Federer hit a cross-court shot for a winner. The linesman signaled that the ball was good, but Roddick challenged the call. When Shot-Spot replayed the shot, it showed that the ball had in fact touched the line. But a few seconds after the Shot-Spot graphic was removed from the screen, I realized that I had seen something that didn't look right. Fortunately for me, I had TIVO, so I quickly rewound to the scene showing the Shot-Spot replay, and just as I had suspected, the graphic showed the ball mark to be wider than the sideline. I was puzzled. The lines on the court are 2 inches wide, and the ball is 2.65 inches in diameter. Can a ball be compressed enough so that 4/5ths of its diameter touches the ground? I had to check that out.

I went out to my garage and found some black paint, a tennis ball, and a piece of white poster board. I smeared black paint all over the ball, and then wiped most of it off so that it wouldn't be too messy to handle. I laid the poster board on the ground beside my house, took a ladder and climbed up on top of the house with the black painted tennis ball.

After dropping the ball from about 20 feet high onto the white poster board, I climbed back down off my house and measured the size of the black ball mark. It had made a reasonably round mark just over 1 1/8 inch in diameter, with a few black spatters within 1/8 of an inch of the solid black circle. Being generous, I estimated that the fuzz of the ball could have touched down and made a mark of not more than 1 3/8 inch in diameter.

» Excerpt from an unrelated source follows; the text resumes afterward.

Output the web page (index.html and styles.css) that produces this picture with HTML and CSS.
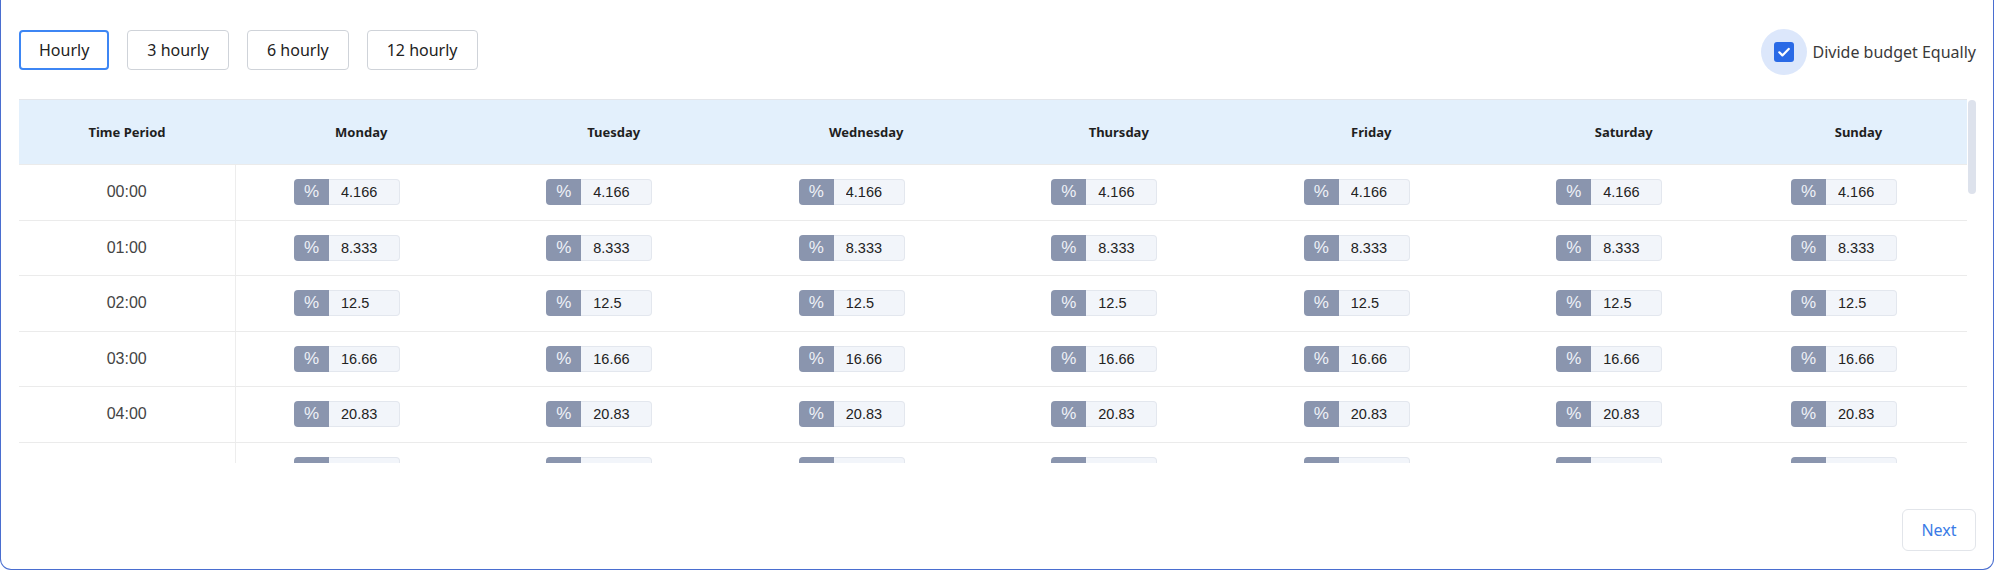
FILE: index.html
```html
<!DOCTYPE html>
<html lang="en">

<head>
    <meta charset="UTF-8">
    <meta name="viewport" content="width=device-width, initial-scale=1.0">
    <title>Budget Schedule</title>
    <link rel="stylesheet" href="styles.css">
</head>

<body>

    <div class="card">
        <div class="toolbar">
            <div class="periods">
                <button class="period active">Hourly</button>
                <button class="period">3 hourly</button>
                <button class="period">6 hourly</button>
                <button class="period">12 hourly</button>
            </div>
            <label class="divide">
                <span class="check-ring">
                    <span class="check-box">
                        <svg viewBox="0 0 20 20" width="20" height="20">
                            <path d="M5.3 10.3l3.1 3.1 6.3-6.5" fill="none" stroke="#fff" stroke-width="2.2" stroke-linecap="round" stroke-linejoin="round" />
                        </svg>
                    </span>
                </span>
                Divide budget Equally
            </label>
        </div>

        <div class="table-area">
            <div class="table-wrap">
                <table class="budget">
                    <colgroup>
                        <col class="col-time">
                        <col class="col-day">
                        <col class="col-day">
                        <col class="col-day">
                        <col class="col-day">
                        <col class="col-day">
                        <col class="col-day">
                        <col>
                    </colgroup>
                    <thead>
                        <tr>
                            <th>Time Period</th>
                            <th>Monday</th>
                            <th>Tuesday</th>
                            <th>Wednesday</th>
                            <th>Thursday</th>
                            <th>Friday</th>
                            <th>Saturday</th>
                            <th>Sunday</th>
                        </tr>
                    </thead>
                    <tbody></tbody>
                </table>
            </div>
            <!-- scrollbar thumb, drawn since the browser hides native ones -->
            <div class="scroll-thumb"></div>
        </div>

        <div class="footer">
            <button class="next">Next</button>
        </div>
    </div>

    <script>
        const tbody = document.querySelector('.budget tbody');

        function fmt(v) {
            const digits = 4 - String(Math.floor(v)).length;
            const f = Math.pow(10, digits);
            return String(Math.floor(v * f + 1e-9) / f);
        }

        for (let h = 0; h < 24; h++) {
            const tr = document.createElement('tr');
            const time = document.createElement('td');
            time.className = 'time';
            time.textContent = String(h).padStart(2, '0') + ':00';
            tr.appendChild(time);

            const value = fmt((h + 1) * 100 / 24);
            for (let d = 0; d < 7; d++) {
                const td = document.createElement('td');
                td.innerHTML = '<span class="pct"><span class="pct-addon">%</span>' +
                    '<input class="pct-input" type="text" value="' + value + '"></span>';
                tr.appendChild(td);
            }
            tbody.appendChild(tr);
        }
    </script>

</body>

</html>
```

FILE: styles.css
```css
body {
    margin: 0;
    font-family: "Noto Sans", Arial, sans-serif;
    color: #222;
    background: #fff;
}

.card {
    margin-right: 5px;
    height: 570px;
    box-sizing: border-box;
    border: 1px solid #4a6ed0;
    border-top: none;
    border-radius: 0 0 11px 11px;
    padding: 29px 17px 18px 18px;
    display: flex;
    flex-direction: column;
}

.toolbar {
    display: flex;
    align-items: flex-start;
}

.periods {
    display: flex;
    gap: 18px;
    margin-top: 1px;
}

.period {
    height: 40px;
    padding: 0 19px;
    border: 1px solid #cfd3d9;
    border-radius: 4px;
    background: #fff;
    font-family: "Noto Sans", Arial, sans-serif;
    font-size: 16px;
    color: #222;
    cursor: pointer;
}

.period.active {
    border: 2px solid #3d86f4;
    padding: 0 18px;
}

.divide {
    margin-left: auto;
    display: flex;
    align-items: center;
    gap: 6px;
    height: 46px;
    font-size: 16px;
    color: #3a3a3a;
    cursor: pointer;
}

.check-ring {
    width: 46px;
    height: 46px;
    border-radius: 50%;
    background: #dce7fb;
    display: flex;
    align-items: center;
    justify-content: center;
}

.check-box {
    width: 20px;
    height: 20px;
    border-radius: 3px;
    background: #2a6ae6;
    display: block;
}

.check-box svg {
    display: block;
}

.table-area {
    position: relative;
    margin-top: 24px;
    padding-right: 9px;
}

.table-wrap {
    height: 364px;
    overflow-y: auto;
    scrollbar-width: none;
}

.scroll-thumb {
    position: absolute;
    top: 1px;
    right: 0;
    width: 8px;
    height: 94px;
    border-radius: 4px;
    background: #dde2ec;
}

.budget {
    width: 100%;
    table-layout: fixed;
    border-collapse: collapse;
}

.col-time {
    width: 216px;
}

.col-day {
    width: 252.5px;
}

.budget th {
    height: 64px;
    padding: 0;
    background: #e3f0fc;
    border-top: 1px solid #e4e6ea;
    border-bottom: 1px solid #ebebeb;
    font-size: 13px;
    font-weight: 700;
    color: #1f1f1f;
    text-align: center;
}

.budget td {
    height: 54.5px;
    padding: 0;
    border-bottom: 1px solid #ebebeb;
    text-align: center;
}

.budget td.time {
    border-right: 1px solid #ededed;
    font-family: "Liberation Sans", Arial, sans-serif;
    font-size: 16px;
    color: #444;
}

.pct {
    display: inline-flex;
    height: 26px;
    margin-right: 29px;
    vertical-align: middle;
}

.pct-addon {
    width: 35px;
    display: flex;
    align-items: center;
    justify-content: center;
    background: #8a95ae;
    color: #eef1f7;
    border-radius: 4px 0 0 4px;
    font-family: "Liberation Sans", Arial, sans-serif;
    font-size: 17px;
}

.pct-input {
    width: 71px;
    box-sizing: border-box;
    border: 1px solid #e3e7ee;
    border-left: none;
    border-radius: 0 4px 4px 0;
    background: #f2f5fa;
    padding: 0 0 0 12px;
    font-family: "Liberation Sans", Arial, sans-serif;
    font-size: 14.5px;
    color: #222;
    outline: none;
}

.footer {
    display: flex;
    justify-content: flex-end;
    margin-top: 46px;
}

.next {
    width: 74px;
    height: 42px;
    border: 1px solid #e2e5ea;
    border-radius: 6px;
    background: #fff;
    color: #3a7be6;
    font-family: "Noto Sans", Arial, sans-serif;
    font-size: 16px;
    cursor: pointer;
}
```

Before you lecture me about how a ball skids when it hits the ground on an angle, let me re-iterate that my experiment was to determine how wide the ball mark would be. I will agree that the ball mark could exceed 2 inches in length, but having performed this experiment, I am puzzled about the logic that would assume that a ball could make a mark 2 inches wide. Is there something wrong with the Shot-Spot math?

In conclusion, let me just say that I have mistrusted the technology that is used for Shot-Spot since it was first demonstrated, and this little experiment makes me even more skeptical of it's accuracy. If any of you play on clay courts, let me ask you to look at a few ball marks, and see if you don't agree that it's unlikely that you will ever see a ball mark as wide as a line.